_INFORMATION SHOWN_
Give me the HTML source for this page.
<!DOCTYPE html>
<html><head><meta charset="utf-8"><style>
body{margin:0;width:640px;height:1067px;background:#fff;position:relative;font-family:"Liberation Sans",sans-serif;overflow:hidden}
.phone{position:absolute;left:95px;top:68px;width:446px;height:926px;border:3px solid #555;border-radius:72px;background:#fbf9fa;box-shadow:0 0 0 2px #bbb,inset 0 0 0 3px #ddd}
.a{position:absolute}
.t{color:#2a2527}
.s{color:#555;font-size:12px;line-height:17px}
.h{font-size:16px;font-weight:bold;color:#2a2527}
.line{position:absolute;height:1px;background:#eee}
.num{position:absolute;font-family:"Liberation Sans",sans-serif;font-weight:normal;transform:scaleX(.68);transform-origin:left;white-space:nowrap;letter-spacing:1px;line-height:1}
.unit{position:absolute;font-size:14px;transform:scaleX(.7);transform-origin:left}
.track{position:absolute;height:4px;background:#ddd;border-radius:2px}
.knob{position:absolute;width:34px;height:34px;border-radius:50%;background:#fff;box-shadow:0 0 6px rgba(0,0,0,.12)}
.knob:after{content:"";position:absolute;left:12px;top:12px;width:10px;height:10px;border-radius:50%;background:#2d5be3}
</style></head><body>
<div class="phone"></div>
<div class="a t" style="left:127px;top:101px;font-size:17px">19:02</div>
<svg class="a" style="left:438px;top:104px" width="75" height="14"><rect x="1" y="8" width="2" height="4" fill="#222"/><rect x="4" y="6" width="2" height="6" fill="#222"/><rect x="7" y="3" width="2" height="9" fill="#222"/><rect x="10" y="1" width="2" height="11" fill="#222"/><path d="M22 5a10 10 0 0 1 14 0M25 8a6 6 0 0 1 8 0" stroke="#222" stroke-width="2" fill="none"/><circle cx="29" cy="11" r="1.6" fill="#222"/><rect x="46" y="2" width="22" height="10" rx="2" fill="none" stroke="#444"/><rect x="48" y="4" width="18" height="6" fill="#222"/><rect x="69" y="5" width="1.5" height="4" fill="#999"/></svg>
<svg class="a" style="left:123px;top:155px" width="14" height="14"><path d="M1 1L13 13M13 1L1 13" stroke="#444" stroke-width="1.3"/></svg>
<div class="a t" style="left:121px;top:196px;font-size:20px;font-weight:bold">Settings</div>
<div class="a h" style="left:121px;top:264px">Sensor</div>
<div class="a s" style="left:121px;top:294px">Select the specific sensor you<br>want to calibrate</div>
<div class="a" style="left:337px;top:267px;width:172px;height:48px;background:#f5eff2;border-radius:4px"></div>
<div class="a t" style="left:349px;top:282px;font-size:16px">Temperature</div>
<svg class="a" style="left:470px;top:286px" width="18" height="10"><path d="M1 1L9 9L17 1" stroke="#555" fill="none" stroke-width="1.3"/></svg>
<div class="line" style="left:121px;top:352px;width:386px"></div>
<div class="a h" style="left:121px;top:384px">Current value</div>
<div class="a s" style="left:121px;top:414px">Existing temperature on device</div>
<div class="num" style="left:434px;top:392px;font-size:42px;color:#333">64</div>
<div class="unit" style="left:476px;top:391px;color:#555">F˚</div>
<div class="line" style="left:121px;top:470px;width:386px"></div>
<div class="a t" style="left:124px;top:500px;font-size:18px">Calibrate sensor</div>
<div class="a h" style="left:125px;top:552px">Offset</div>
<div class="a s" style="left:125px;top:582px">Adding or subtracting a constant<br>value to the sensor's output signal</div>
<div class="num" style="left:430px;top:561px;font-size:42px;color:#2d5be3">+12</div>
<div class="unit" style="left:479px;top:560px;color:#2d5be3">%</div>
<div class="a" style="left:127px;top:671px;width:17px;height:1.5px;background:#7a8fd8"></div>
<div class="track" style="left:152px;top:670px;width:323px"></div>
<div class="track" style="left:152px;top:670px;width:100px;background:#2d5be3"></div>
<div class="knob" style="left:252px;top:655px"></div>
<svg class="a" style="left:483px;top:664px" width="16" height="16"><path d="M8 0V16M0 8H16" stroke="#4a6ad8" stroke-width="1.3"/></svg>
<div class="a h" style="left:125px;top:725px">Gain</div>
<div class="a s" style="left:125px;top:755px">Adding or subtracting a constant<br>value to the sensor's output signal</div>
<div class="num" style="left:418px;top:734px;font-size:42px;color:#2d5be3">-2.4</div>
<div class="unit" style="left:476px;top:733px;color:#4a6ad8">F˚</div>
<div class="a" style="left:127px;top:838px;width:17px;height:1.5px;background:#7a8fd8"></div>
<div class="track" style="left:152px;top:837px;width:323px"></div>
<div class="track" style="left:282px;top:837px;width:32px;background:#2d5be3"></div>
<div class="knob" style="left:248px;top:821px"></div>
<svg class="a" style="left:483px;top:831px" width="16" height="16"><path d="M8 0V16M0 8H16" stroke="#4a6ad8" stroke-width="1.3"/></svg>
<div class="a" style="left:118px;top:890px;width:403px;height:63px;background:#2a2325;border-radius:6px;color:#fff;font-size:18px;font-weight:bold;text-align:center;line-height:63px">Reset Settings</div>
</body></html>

_PROBLEM DETAILS_
Extract the full listing and reproduce each line exactly.

_RESPONSE TO THE EXERCISE_
Give me the HTML source for this page.
<!DOCTYPE html>
<html><head><meta charset="utf-8"><style>
body{margin:0;width:640px;height:1067px;background:#fff;position:relative;font-family:"Liberation Sans",sans-serif;overflow:hidden}
.phone{position:absolute;left:95px;top:68px;width:446px;height:926px;border:3px solid #555;border-radius:72px;background:#fbf9fa;box-shadow:0 0 0 2px #bbb,inset 0 0 0 3px #ddd}
.a{position:absolute}
.t{color:#2a2527}
.s{color:#555;font-size:12px;line-height:17px}
.h{font-size:16px;font-weight:bold;color:#2a2527}
.line{position:absolute;height:1px;background:#eee}
.num{position:absolute;font-family:"Liberation Sans",sans-serif;font-weight:normal;transform:scaleX(.68);transform-origin:left;white-space:nowrap;letter-spacing:1px;line-height:1}
.unit{position:absolute;font-size:14px;transform:scaleX(.7);transform-origin:left}
.track{position:absolute;height:4px;background:#ddd;border-radius:2px}
.knob{position:absolute;width:34px;height:34px;border-radius:50%;background:#fff;box-shadow:0 0 6px rgba(0,0,0,.12)}
.knob:after{content:"";position:absolute;left:12px;top:12px;width:10px;height:10px;border-radius:50%;background:#2d5be3}
</style></head><body>
<div class="phone"></div>
<div class="a t" style="left:127px;top:101px;font-size:17px">19:02</div>
<svg class="a" style="left:438px;top:104px" width="75" height="14"><rect x="1" y="8" width="2" height="4" fill="#222"/><rect x="4" y="6" width="2" height="6" fill="#222"/><rect x="7" y="3" width="2" height="9" fill="#222"/><rect x="10" y="1" width="2" height="11" fill="#222"/><path d="M22 5a10 10 0 0 1 14 0M25 8a6 6 0 0 1 8 0" stroke="#222" stroke-width="2" fill="none"/><circle cx="29" cy="11" r="1.6" fill="#222"/><rect x="46" y="2" width="22" height="10" rx="2" fill="none" stroke="#444"/><rect x="48" y="4" width="18" height="6" fill="#222"/><rect x="69" y="5" width="1.5" height="4" fill="#999"/></svg>
<svg class="a" style="left:123px;top:155px" width="14" height="14"><path d="M1 1L13 13M13 1L1 13" stroke="#444" stroke-width="1.3"/></svg>
<div class="a t" style="left:121px;top:196px;font-size:20px;font-weight:bold">Settings</div>
<div class="a h" style="left:121px;top:264px">Sensor</div>
<div class="a s" style="left:121px;top:294px">Select the specific sensor you<br>want to calibrate</div>
<div class="a" style="left:337px;top:267px;width:172px;height:48px;background:#f5eff2;border-radius:4px"></div>
<div class="a t" style="left:349px;top:282px;font-size:16px">Temperature</div>
<svg class="a" style="left:470px;top:286px" width="18" height="10"><path d="M1 1L9 9L17 1" stroke="#555" fill="none" stroke-width="1.3"/></svg>
<div class="line" style="left:121px;top:352px;width:386px"></div>
<div class="a h" style="left:121px;top:384px">Current value</div>
<div class="a s" style="left:121px;top:414px">Existing temperature on device</div>
<div class="num" style="left:434px;top:392px;font-size:42px;color:#333">64</div>
<div class="unit" style="left:476px;top:391px;color:#555">F˚</div>
<div class="line" style="left:121px;top:470px;width:386px"></div>
<div class="a t" style="left:124px;top:500px;font-size:18px">Calibrate sensor</div>
<div class="a h" style="left:125px;top:552px">Offset</div>
<div class="a s" style="left:125px;top:582px">Adding or subtracting a constant<br>value to the sensor's output signal</div>
<div class="num" style="left:430px;top:561px;font-size:42px;color:#2d5be3">+12</div>
<div class="unit" style="left:479px;top:560px;color:#2d5be3">%</div>
<div class="a" style="left:127px;top:671px;width:17px;height:1.5px;background:#7a8fd8"></div>
<div class="track" style="left:152px;top:670px;width:323px"></div>
<div class="track" style="left:152px;top:670px;width:100px;background:#2d5be3"></div>
<div class="knob" style="left:252px;top:655px"></div>
<svg class="a" style="left:483px;top:664px" width="16" height="16"><path d="M8 0V16M0 8H16" stroke="#4a6ad8" stroke-width="1.3"/></svg>
<div class="a h" style="left:125px;top:725px">Gain</div>
<div class="a s" style="left:125px;top:755px">Adding or subtracting a constant<br>value to the sensor's output signal</div>
<div class="num" style="left:418px;top:734px;font-size:42px;color:#2d5be3">-2.4</div>
<div class="unit" style="left:476px;top:733px;color:#4a6ad8">F˚</div>
<div class="a" style="left:127px;top:838px;width:17px;height:1.5px;background:#7a8fd8"></div>
<div class="track" style="left:152px;top:837px;width:323px"></div>
<div class="track" style="left:282px;top:837px;width:32px;background:#2d5be3"></div>
<div class="knob" style="left:248px;top:821px"></div>
<svg class="a" style="left:483px;top:831px" width="16" height="16"><path d="M8 0V16M0 8H16" stroke="#4a6ad8" stroke-width="1.3"/></svg>
<div class="a" style="left:118px;top:890px;width:403px;height:63px;background:#2a2325;border-radius:6px;color:#fff;font-size:18px;font-weight:bold;text-align:center;line-height:63px">Reset Settings</div>
</body></html>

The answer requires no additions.